▶ [Objective]:
Restate the full listing word for word and leave the pictures out.

▶ [Data segment]:
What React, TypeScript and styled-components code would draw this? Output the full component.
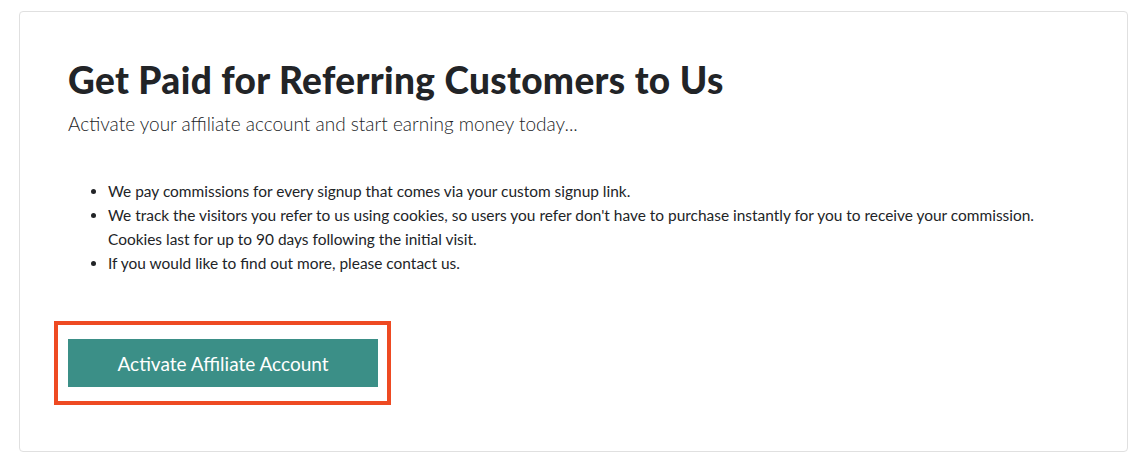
import React from "react";
import styled, { createGlobalStyle } from "styled-components";

const Global = createGlobalStyle`
  html, body { margin: 0; padding: 0; background: #ffffff; }
  body { font-family: "Lato", "Open Sans", sans-serif; color: #222427; }
`;

const Page = styled.div`
  padding: 11px 18px 14px 19px;
`;

const Card = styled.section`
  box-sizing: border-box;
  height: 441px;
  border: 1px solid #e0e0e0;
  border-radius: 4px;
  padding: 44px 48px 0 48px;
  display: flex;
  flex-direction: column;
`;

const Title = styled.h1`
  margin: 0;
  font-family: "Lato", sans-serif;
  font-weight: 900;
  font-size: 37px;
  line-height: 48px;
  letter-spacing: 0.35px;
  color: #222427;
`;

const Subtitle = styled.p`
  margin: 6px 0 0 0;
  font-weight: 300;
  font-size: 19px;
  line-height: 28px;
  color: #222427;
`;

const List = styled.ul`
  margin: 41px 0 0 0;
  padding-left: 40px;
  font-size: 15.45px;
  line-height: 24px;
  color: #222427;
`;

const Item = styled.li``;

const Highlight = styled.div`
  align-self: flex-start;
  margin: 46px 0 0 -14px;
  border: 4px solid #ee4a22;
  padding: 14px 9px 14px 10px;
`;

const Button = styled.button`
  display: block;
  width: 310px;
  height: 48px;
  border: none;
  background: #3b8f87;
  color: #ffffff;
  font-family: "Lato", sans-serif;
  font-size: 19px;
  cursor: pointer;
`;

export default function App() {
  return (
    <>
      <Global />
      <Page>
        <Card>
          <Title>Get Paid for Referring Customers to Us</Title>
          <Subtitle>Activate your affiliate account and start earning money today...</Subtitle>
          <List>
            <Item>We pay commissions for every signup that comes via your custom signup link.</Item>
            <Item>
              We track the visitors you refer to us using cookies, so users you refer don't have to purchase instantly for you to receive your commission.
              <br />
              Cookies last for up to 90 days following the initial visit.
            </Item>
            <Item>If you would like to find out more, please contact us.</Item>
          </List>
          <Highlight>
            <Button>Activate Affiliate Account</Button>
          </Highlight>
        </Card>
      </Page>
    </>
  );
}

▶ [Complete answer]:
What React, TypeScript and styled-components code would draw this? Output the full component.
import React from "react";
import styled, { createGlobalStyle } from "styled-components";

const Global = createGlobalStyle`
  html, body { margin: 0; padding: 0; background: #ffffff; }
  body { font-family: "Lato", "Open Sans", sans-serif; color: #222427; }
`;

const Page = styled.div`
  padding: 11px 18px 14px 19px;
`;

const Card = styled.section`
  box-sizing: border-box;
  height: 441px;
  border: 1px solid #e0e0e0;
  border-radius: 4px;
  padding: 44px 48px 0 48px;
  display: flex;
  flex-direction: column;
`;

const Title = styled.h1`
  margin: 0;
  font-family: "Lato", sans-serif;
  font-weight: 900;
  font-size: 37px;
  line-height: 48px;
  letter-spacing: 0.35px;
  color: #222427;
`;

const Subtitle = styled.p`
  margin: 6px 0 0 0;
  font-weight: 300;
  font-size: 19px;
  line-height: 28px;
  color: #222427;
`;

const List = styled.ul`
  margin: 41px 0 0 0;
  padding-left: 40px;
  font-size: 15.45px;
  line-height: 24px;
  color: #222427;
`;

const Item = styled.li``;

const Highlight = styled.div`
  align-self: flex-start;
  margin: 46px 0 0 -14px;
  border: 4px solid #ee4a22;
  padding: 14px 9px 14px 10px;
`;

const Button = styled.button`
  display: block;
  width: 310px;
  height: 48px;
  border: none;
  background: #3b8f87;
  color: #ffffff;
  font-family: "Lato", sans-serif;
  font-size: 19px;
  cursor: pointer;
`;

export default function App() {
  return (
    <>
      <Global />
      <Page>
        <Card>
          <Title>Get Paid for Referring Customers to Us</Title>
          <Subtitle>Activate your affiliate account and start earning money today...</Subtitle>
          <List>
            <Item>We pay commissions for every signup that comes via your custom signup link.</Item>
            <Item>
              We track the visitors you refer to us using cookies, so users you refer don't have to purchase instantly for you to receive your commission.
              <br />
              Cookies last for up to 90 days following the initial visit.
            </Item>
            <Item>If you would like to find out more, please contact us.</Item>
          </List>
          <Highlight>
            <Button>Activate Affiliate Account</Button>
          </Highlight>
        </Card>
      </Page>
    </>
  );
}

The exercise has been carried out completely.